PROBLEM DESCRIPTION => Return all of the data exactly, with nothing left out but the pictures.
##########
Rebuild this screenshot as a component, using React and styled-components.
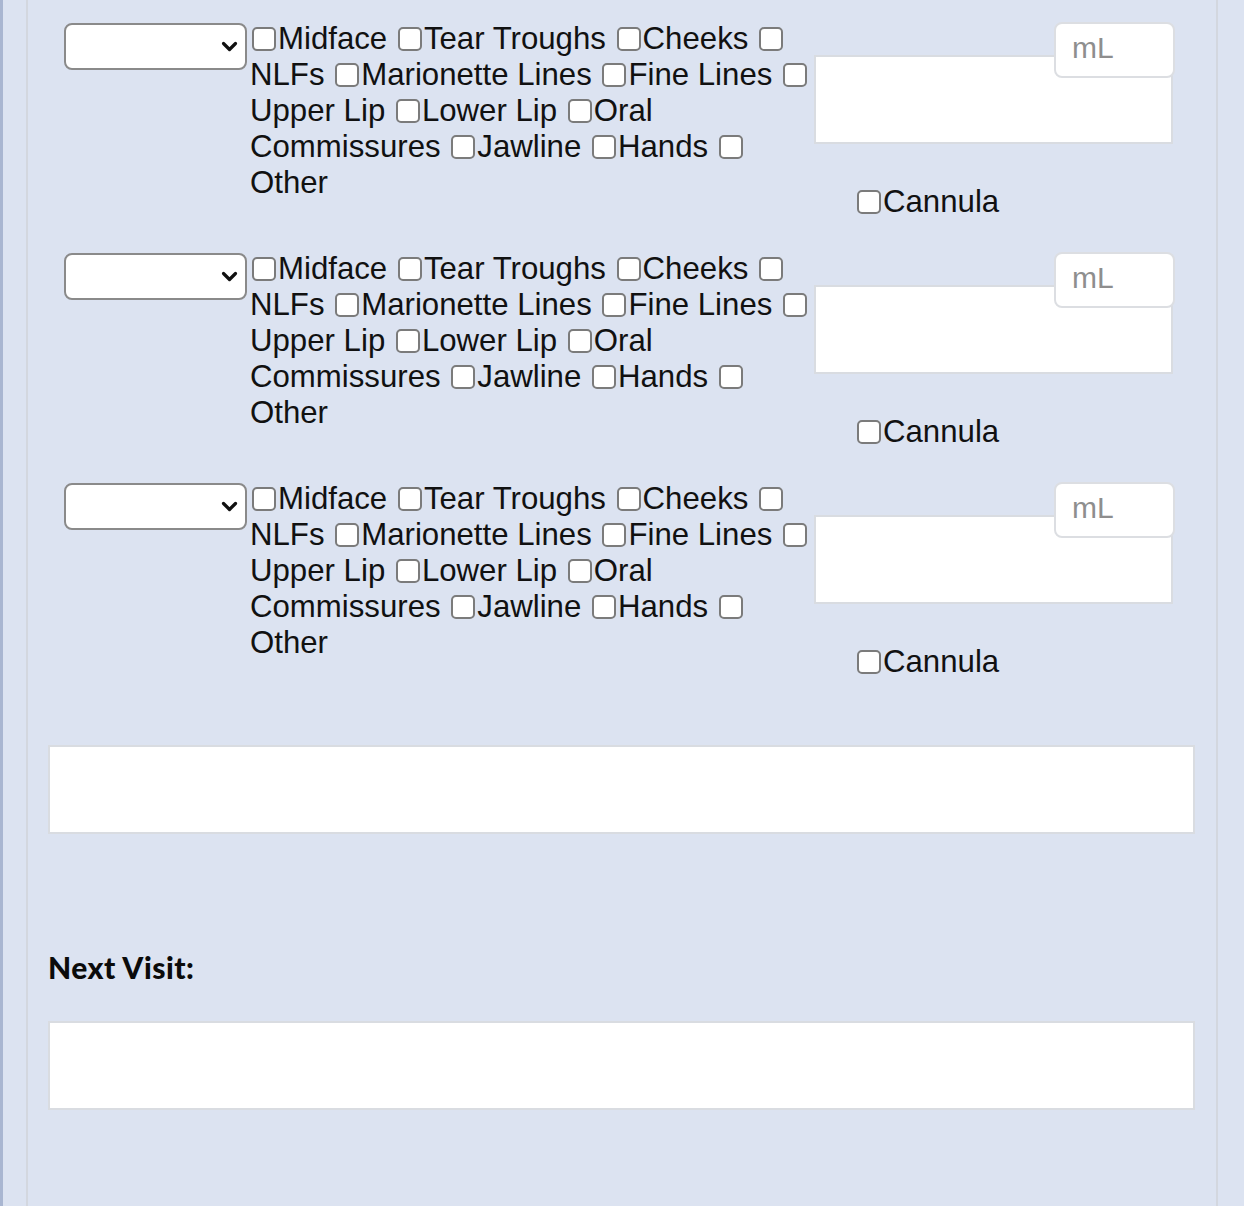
import React from "react";
import styled, { createGlobalStyle } from "styled-components";

const areas = [
  "Midface",
  "Tear Troughs",
  "Cheeks",
  "NLFs",
  "Marionette Lines",
  "Fine Lines",
  "Upper Lip",
  "Lower Lip",
  "Oral Commissures",
  "Jawline",
  "Hands",
  "Other",
];

const GlobalStyle = createGlobalStyle`
  body {
    margin: 0;
    background: #dce3f1;
  }
`;

const Chevron = () => (
  <svg width="17" height="11" viewBox="0 0 17 11">
    <path
      d="M2.5 2.5 L8.5 8.5 L14.5 2.5"
      fill="none"
      stroke="#111"
      strokeWidth="3.2"
      strokeLinecap="round"
      strokeLinejoin="round"
    />
  </svg>
);

const TreatmentRow = () => {
  return (
    <Row>
      <SelectWrap>
        <Select defaultValue="">
          <option value=""></option>
        </Select>
        <span className="chevron">
          <Chevron />
        </span>
      </SelectWrap>
      <Areas>
        {areas.map((label, index) => (
          <React.Fragment key={label}>
            <Check type="checkbox" />
            {label}
            {index < areas.length - 1 ? " " : ""}
          </React.Fragment>
        ))}
      </Areas>
      <Product>
        <Box height={89} />
        <Amount placeholder="mL" />
        <Cannula>
          <Check type="checkbox" />
          Cannula
        </Cannula>
      </Product>
    </Row>
  );
};

const App = () => {
  return (
    <Page>
      <GlobalStyle />
      <Panel>
        <Rows>
          <TreatmentRow />
          <TreatmentRow />
          <TreatmentRow />
        </Rows>
        <Notes />
        <Label>Next Visit:</Label>
        <Notes className="next" />
      </Panel>
    </Page>
  );
};

const Page = styled.div`
  min-height: 1206px;
  box-sizing: border-box;
  border-left: 3px solid #a9b6d1;
  padding: 0 26px 0 23px;
  display: flex;
  font-family: "Liberation Sans", Arial, sans-serif;
  color: #111;
`;

const Panel = styled.div`
  flex: 1;
  border-left: 2px solid #d3d7df;
  border-right: 2px solid #d3d7df;
  padding: 22px 20px 0 20px;
`;

const Rows = styled.div`
  display: flex;
  flex-direction: column;
  gap: 32px;
`;

const Row = styled.div`
  display: flex;
  align-items: flex-start;
  height: 198px;
`;

const SelectWrap = styled.div`
  position: relative;
  margin: 1px 3px 0 16px;
  width: 183px;
  height: 47px;
  flex-shrink: 0;

  .chevron {
    position: absolute;
    right: 9px;
    top: 18px;
    pointer-events: none;
    line-height: 0;
  }
`;

const Select = styled.select`
  appearance: none;
  width: 100%;
  height: 100%;
  box-sizing: border-box;
  background: #fff;
  border: 2px solid #8a8a8a;
  border-radius: 8px;
  font-size: 28px;
`;

const Areas = styled.div`
  width: 564px;
  flex-shrink: 0;
  margin-top: -1px;
  font-size: 31.2px;
  line-height: 36px;
`;

const Check = styled.input`
  appearance: none;
  box-sizing: border-box;
  width: 24px;
  height: 24px;
  margin: 0 2px 0 2px;
  border: 2px solid #7b7b7b;
  border-radius: 5px;
  background: #fff;
  vertical-align: -2px;
`;

const Product = styled.div`
  position: relative;
  width: 361px;
  flex-shrink: 0;
`;

const Box = styled.div`
  box-sizing: border-box;
  width: 359px;
  height: ${(p) => p.height}px;
  margin-top: 33px;
  background: #fff;
  border: 2px solid #d9dce1;
`;

const Amount = styled.input`
  position: absolute;
  top: 0;
  right: 0;
  box-sizing: border-box;
  width: 121px;
  height: 56px;
  padding: 0 0 4px 16px;
  background: #fff;
  border: 2px solid #dcdee2;
  border-radius: 8px;
  font-family: "Liberation Sans", Arial, sans-serif;
  font-size: 30px;
  outline: none;

  &::placeholder {
    color: #8e8e8e;
  }
`;

const Cannula = styled.div`
  margin-top: 40px;
  padding-left: 41px;
  font-size: 31.2px;
  line-height: 36px;
`;

const Notes = styled.div`
  box-sizing: border-box;
  height: 89px;
  margin-top: 65px;
  width: 1147px;
  background: #fff;
  border: 2px solid #d9dce1;

  &.next {
    margin-top: 37px;
  }
`;

const Label = styled.div`
  margin-top: 116px;
  font-family: Lato, "Open Sans", sans-serif;
  font-weight: 900;
  font-size: 30px;
  line-height: 34px;
  letter-spacing: 0.5px;
  color: #0b0b0b;
`;

export default App;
##########
TASK RESULT =>
Rebuild this screenshot as a component, using React and styled-components.
import React from "react";
import styled, { createGlobalStyle } from "styled-components";

const areas = [
  "Midface",
  "Tear Troughs",
  "Cheeks",
  "NLFs",
  "Marionette Lines",
  "Fine Lines",
  "Upper Lip",
  "Lower Lip",
  "Oral Commissures",
  "Jawline",
  "Hands",
  "Other",
];

const GlobalStyle = createGlobalStyle`
  body {
    margin: 0;
    background: #dce3f1;
  }
`;

const Chevron = () => (
  <svg width="17" height="11" viewBox="0 0 17 11">
    <path
      d="M2.5 2.5 L8.5 8.5 L14.5 2.5"
      fill="none"
      stroke="#111"
      strokeWidth="3.2"
      strokeLinecap="round"
      strokeLinejoin="round"
    />
  </svg>
);

const TreatmentRow = () => {
  return (
    <Row>
      <SelectWrap>
        <Select defaultValue="">
          <option value=""></option>
        </Select>
        <span className="chevron">
          <Chevron />
        </span>
      </SelectWrap>
      <Areas>
        {areas.map((label, index) => (
          <React.Fragment key={label}>
            <Check type="checkbox" />
            {label}
            {index < areas.length - 1 ? " " : ""}
          </React.Fragment>
        ))}
      </Areas>
      <Product>
        <Box height={89} />
        <Amount placeholder="mL" />
        <Cannula>
          <Check type="checkbox" />
          Cannula
        </Cannula>
      </Product>
    </Row>
  );
};

const App = () => {
  return (
    <Page>
      <GlobalStyle />
      <Panel>
        <Rows>
          <TreatmentRow />
          <TreatmentRow />
          <TreatmentRow />
        </Rows>
        <Notes />
        <Label>Next Visit:</Label>
        <Notes className="next" />
      </Panel>
    </Page>
  );
};

const Page = styled.div`
  min-height: 1206px;
  box-sizing: border-box;
  border-left: 3px solid #a9b6d1;
  padding: 0 26px 0 23px;
  display: flex;
  font-family: "Liberation Sans", Arial, sans-serif;
  color: #111;
`;

const Panel = styled.div`
  flex: 1;
  border-left: 2px solid #d3d7df;
  border-right: 2px solid #d3d7df;
  padding: 22px 20px 0 20px;
`;

const Rows = styled.div`
  display: flex;
  flex-direction: column;
  gap: 32px;
`;

const Row = styled.div`
  display: flex;
  align-items: flex-start;
  height: 198px;
`;

const SelectWrap = styled.div`
  position: relative;
  margin: 1px 3px 0 16px;
  width: 183px;
  height: 47px;
  flex-shrink: 0;

  .chevron {
    position: absolute;
    right: 9px;
    top: 18px;
    pointer-events: none;
    line-height: 0;
  }
`;

const Select = styled.select`
  appearance: none;
  width: 100%;
  height: 100%;
  box-sizing: border-box;
  background: #fff;
  border: 2px solid #8a8a8a;
  border-radius: 8px;
  font-size: 28px;
`;

const Areas = styled.div`
  width: 564px;
  flex-shrink: 0;
  margin-top: -1px;
  font-size: 31.2px;
  line-height: 36px;
`;

const Check = styled.input`
  appearance: none;
  box-sizing: border-box;
  width: 24px;
  height: 24px;
  margin: 0 2px 0 2px;
  border: 2px solid #7b7b7b;
  border-radius: 5px;
  background: #fff;
  vertical-align: -2px;
`;

const Product = styled.div`
  position: relative;
  width: 361px;
  flex-shrink: 0;
`;

const Box = styled.div`
  box-sizing: border-box;
  width: 359px;
  height: ${(p) => p.height}px;
  margin-top: 33px;
  background: #fff;
  border: 2px solid #d9dce1;
`;

const Amount = styled.input`
  position: absolute;
  top: 0;
  right: 0;
  box-sizing: border-box;
  width: 121px;
  height: 56px;
  padding: 0 0 4px 16px;
  background: #fff;
  border: 2px solid #dcdee2;
  border-radius: 8px;
  font-family: "Liberation Sans", Arial, sans-serif;
  font-size: 30px;
  outline: none;

  &::placeholder {
    color: #8e8e8e;
  }
`;

const Cannula = styled.div`
  margin-top: 40px;
  padding-left: 41px;
  font-size: 31.2px;
  line-height: 36px;
`;

const Notes = styled.div`
  box-sizing: border-box;
  height: 89px;
  margin-top: 65px;
  width: 1147px;
  background: #fff;
  border: 2px solid #d9dce1;

  &.next {
    margin-top: 37px;
  }
`;

const Label = styled.div`
  margin-top: 116px;
  font-family: Lato, "Open Sans", sans-serif;
  font-weight: 900;
  font-size: 30px;
  line-height: 34px;
  letter-spacing: 0.5px;
  color: #0b0b0b;
`;

export default App;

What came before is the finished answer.